No que diz respeito a pontos negativos da acessão do Brasil à OCDE, de caráter interno, pode-se indicar efeitos sobre a atividade do Legislativo (“limitação do policy space”, também aplicável ao Executivo em suas políticas e programas), no que diz respeito à necessidade de conformar marcos normativos domésticos a acordos e padrões da OCDE, em especial adiante da rapidez com que tais reformas podem estar sendo implementadas à luz de pressões em favor da acessão. Em momento de grandes restrições orçamentárias, o custo da acessão – não apenas o pagamento das contribuições anuais à OCDE, mas o custo orçamentário da agenda de reformas que a acessão demanda e os custos em recursos humanos – poderia ter impactos negativos sobre as finanças públicas. As negociações para a acessão têm custos, que serão arcados pelo Brasil. Depois, se for membro pleno, o País terá de contribuir anualmente para o orçamento da organização. O orçamento da OCDE é dividido em contribuições obrigatórias, que levam em conta, nos cálculos, o tamanho do produto interno bruto (PIB) de cada país-membro, e contribuições voluntárias.
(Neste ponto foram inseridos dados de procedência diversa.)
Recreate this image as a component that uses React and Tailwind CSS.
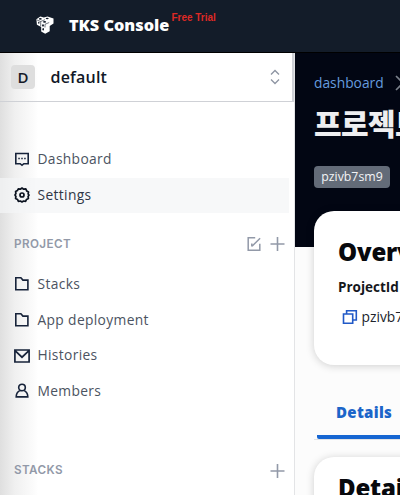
function Icon({ children, className = "", size = 16, sw = 1.8 }) {
  return (
    <svg width={size} height={size} viewBox="0 0 16 16" fill="none" stroke="currentColor" strokeWidth={sw} className={"shrink-0 " + className}>
      {children}
    </svg>
  );
}

const DashboardIcon = () => (
  <Icon className="text-[#17233a]" sw={1.6}>
    <path d="M1.800 1.500h12.400v10.200H9.800L8 13.300l-1.800-1.600H1.800z" />
    <path d="M4.300 6.500h1.500M7.250 6.500h1.500M10.200 6.500h1.500" />
  </Icon>
);

const GearIcon = () => (
  <Icon className="text-[#0c1320]" sw={1.7}>
    <path d="M6.300 2.200 8 1l1.700 1.200 2.100-.3.900 2 1.800 1.100-.4 2L15 8l-.9 1.500.3 1.900-1.900 1-.9 1.900-2-.3L8 15l-1.600-1-2 .3-.9-1.900-1.900-1 .3-1.900L1 8l.9-1.500-.3-1.900 1.800-1 .9-1.700z" strokeLinejoin="round" />
    <circle cx="8" cy="8" r="2" />
  </Icon>
);

const FolderIcon = () => (
  <Icon className="text-[#17233a]" sw={1.600}>
    <path d="M1.800 1.800h5.100l2 2.300h5v9.700H1.800z" />
  </Icon>
);

const MailIcon = () => (
  <Icon className="text-[#17233a]" sw={1.700}>
    <path d="M.9 2h14.200v12H.9zM1.300 2.800l6.700 6.400L14.700 2.800" />
  </Icon>
);

const UserIcon = () => (
  <Icon className="text-[#17233a]" sw={1.600}>
    <circle cx="8" cy="4.500" r="3.300" />
    <path d="M5.700 7.600C3.300 8.800 2.200 11 2.200 13.900h11.600c0-2.900-1.100-5.100-3.500-6.300" />
  </Icon>
);

const PlusIcon = () => (
  <Icon sw={1.600}>
    <path d="M8.500 1v14M1.500 8h14" />
  </Icon>
);

const EditIcon = () => (
  <Icon sw={1.500}>
    <path d="M9.200 1.800H2.200v12.400h11.600V7.800" />
    <path d="m6 10.300 8.100-8.100M5.800 7.600v2.900" />
  </Icon>
);

function Logo() {
  return (
    <svg width="18" height="18" viewBox="0 0 18 18" className="shrink-0">
      <path d="M.4 3.200 4.300.6l3.600 1L11.500.4l6 2.100v5L13.700 10v5.200l-4.500 2.500-4-2.200V11L.9 8.700z" fill="#fff" />
      <path d="M1 4l3.700 1.500L9 3.700M4.700 5.500v4.800M9 8.300l4.200-1.800M9 8.300v3.200" stroke="#111a28" strokeWidth=".6" fill="none" />
      <g fill="#131c29">
        <ellipse cx="4.300" cy="2.900" rx="1.500" ry=".8" />
        <ellipse cx="11.200" cy="2.500" rx="1.500" ry=".7" />
        <ellipse cx="8.600" cy="5.900" rx="1.600" ry=".8" />
        <ellipse cx="2.800" cy="6.800" rx=".7" ry="1" />
        <ellipse cx="7" cy="9.400" rx=".9" ry="1.200" />
        <ellipse cx="7.200" cy="13.300" rx=".8" ry="1.200" />
      </g>
    </svg>
  );
}

function NavItem({ icon, label, active }) {
  return (
    <div className={"flex h-[35.6px] items-center gap-[8px] pl-[13.500px] text-[13.800px] tracking-[0.35px] " + (active ? "mr-[5px] bg-[#f3f5f7]/70 text-[#303746]" : "text-[#4b5361]")}>
      {icon}
      <span>{label}</span>
    </div>
  );
}

function SectionHeader({ label, children }) {
  return (
    <div className="flex h-[36px] items-center justify-between pl-[14px] pr-[9px] font-['Inter',sans-serif] text-[11.700px] font-semibold tracking-[0.4px] text-[#9299a8]">
      <span className="pt-px">{label}</span>
      <div className="flex items-center gap-[7px]">{children}</div>
    </div>
  );
}

function Sidebar() {
  return (
    <aside className="h-[442px] w-[295px] shrink-0 overflow-hidden border-r border-[#e3e4e6] bg-[linear-gradient(90deg,#dfdfdf_0px,#f0f0f0_15px,#fbfbfb_33px,#fff_38px)]">
      <div className="flex h-[49px] items-center border-b border-r-2 border-[#cfd1d6] pl-[11px] pr-[12px]">
        <div className="flex size-[24px] items-center justify-center rounded-[4px] bg-[#dedede] text-[15px] font-semibold text-[#151b28]">D</div>
        <div className="ml-[15.500px] flex-1 text-[16px] font-semibold tracking-[0.2px] text-[#111827]">default</div>
        <svg width="10" height="16" viewBox="0 0 10 16" fill="none" stroke="#8d94a2" strokeWidth="1.3">
          <path d="M1 5.500 5 1.500l4 4M1 10.500l4 4 4-4" />
        </svg>
      </div>
      <nav className="mt-[40px]">
        <NavItem icon={<DashboardIcon />} label="Dashboard" />
        <NavItem icon={<GearIcon />} label="Settings" active />
      </nav>
      <div className="mt-[13px]">
        <SectionHeader label="PROJECT">
          <EditIcon />
          <PlusIcon />
        </SectionHeader>
      </div>
      <nav className="mt-[4.500px]">
        <NavItem icon={<FolderIcon />} label="Stacks" />
        <NavItem icon={<FolderIcon />} label="App deployment" />
        <NavItem icon={<MailIcon />} label="Histories" />
        <NavItem icon={<UserIcon />} label="Members" />
      </nav>
      <div className="mt-[43.500px]">
        <SectionHeader label="STACKS">
          <PlusIcon />
        </SectionHeader>
      </div>
    </aside>
  );
}

function Main() {
  return (
    <main className="h-[442px] w-[105px] overflow-hidden bg-[linear-gradient(180deg,#020613_0px,#020613_194px,#fcfcfc_194px)] pl-[19px]">
      <div className="w-[300px] pt-[18px]">
        <div className="flex h-[24px] items-center text-[13.800px] text-[#659bdf]">
          <span>dashboard</span>
          <svg width="9" height="16" viewBox="0 0 9 16" fill="none" stroke="#7b818b" strokeWidth="1.600" className="ml-[11px]">
            <path d="m1 1 7 7-7 7" />
          </svg>
        </div>
        <h1 className="mt-[9px] h-[36px] whitespace-nowrap font-['Noto_Sans_CJK_KR',sans-serif] text-[30px] font-black leading-[36px] tracking-[-0.600px] text-[#eeeef0]">프로젝트</h1>
        <div className="mt-[26px] flex h-[22px] w-[76px] items-center justify-center rounded-[4px] bg-[#636b78] text-[12.300px] text-[#f3f4f6]">pzivb7sm9</div>
        <section className="mt-[23px] h-[154px] rounded-[20px] bg-white pl-[24px] pt-[24px] shadow-[0_1px_8px_rgba(0,0,0,0.18)]">
          <h2 className="text-[24px] font-extrabold leading-[34px] tracking-[-0.2px] text-[#08090d]">Overview</h2>
          <div className="mt-[8px] text-[13.500px] font-bold leading-[20px] text-[#15171c]">ProjectId</div>
          <div className="mt-[9px] flex h-[22px] items-center gap-[3.500px] pl-[4px] text-[13.800px] text-[#20242c]">
            <Icon className="text-[#2159c7]" sw={1.600}>
              <path d="M1.500 5h9.200v9.200H1.500zM4.600 5V1.700h9.700V11h-3.600" />
            </Icon>
            <span>pzivb7sm9</span>
          </div>
        </section>
        <div className="mt-[34px] h-[41px] border-b border-[#e2e3e5] pl-[3px]">
          <div className="h-[40px] rounded-l-[2px] border-b-[4px] border-[#1666d2] pl-[19px] text-[15px] font-extrabold leading-[27px] tracking-[0.3px] text-[#1b65c9]">Details</div>
        </div>
        <section className="mt-[17px] h-[100px] rounded-[20px] bg-white pl-[24px] pt-[14px] shadow-[0_1px_8px_rgba(0,0,0,0.18)]">
          <h2 className="text-[24px] font-extrabold leading-[34px] tracking-[-0.2px] text-[#08090d]">Details</h2>
        </section>
      </div>
    </main>
  );
}

export default function App() {
  return (
    <div className="h-[495px] w-[400px] overflow-hidden bg-white font-['Open_Sans','Noto_Sans_CJK_KR',sans-serif]">
      <header className="flex h-[53px] items-center border-b border-black bg-[#131c29] pl-[36px] pb-[2px]">
        <Logo />
        <div className="ml-[15px] text-[16.300px] font-extrabold text-white">TKS Console</div>
        <div className="mb-[15px] ml-[2px] font-['Liberation_Sans',sans-serif] text-[10px] font-bold text-[#de2925]">Free Trial</div>
      </header>
      <div className="flex">
        <Sidebar />
        <Main />
      </div>
    </div>
  );
}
Como parceiro-chave, o Brasil já tem acesso a todos os órgãos da OCDE; pode aderir voluntariamente a instrumentos da OCDE; está integrado nos seus sistemas de informação e estatísticas; participa de revisões sobre setores específicos; além de ter sido convidado para todas as reuniões ministeriais da organização desde 1999. Nota-se assim que o País, enquanto uma nação ainda em desenvolvimento, já desfruta de uma posição privilegiada no relacionamento com a OCDE, de modo que a acessão poderia ser considerada mais uma escolha ideológica do que uma necessidade estratégica. Em paralelo, atualmente, como parceiro-chave, ao participar de comitês e atividades, o Brasil paga pelos custos desta participação e, desta forma, tem sido uma importante fonte de recursos para os trabalhos da OCDE, ainda que não seja um contribuinte regular.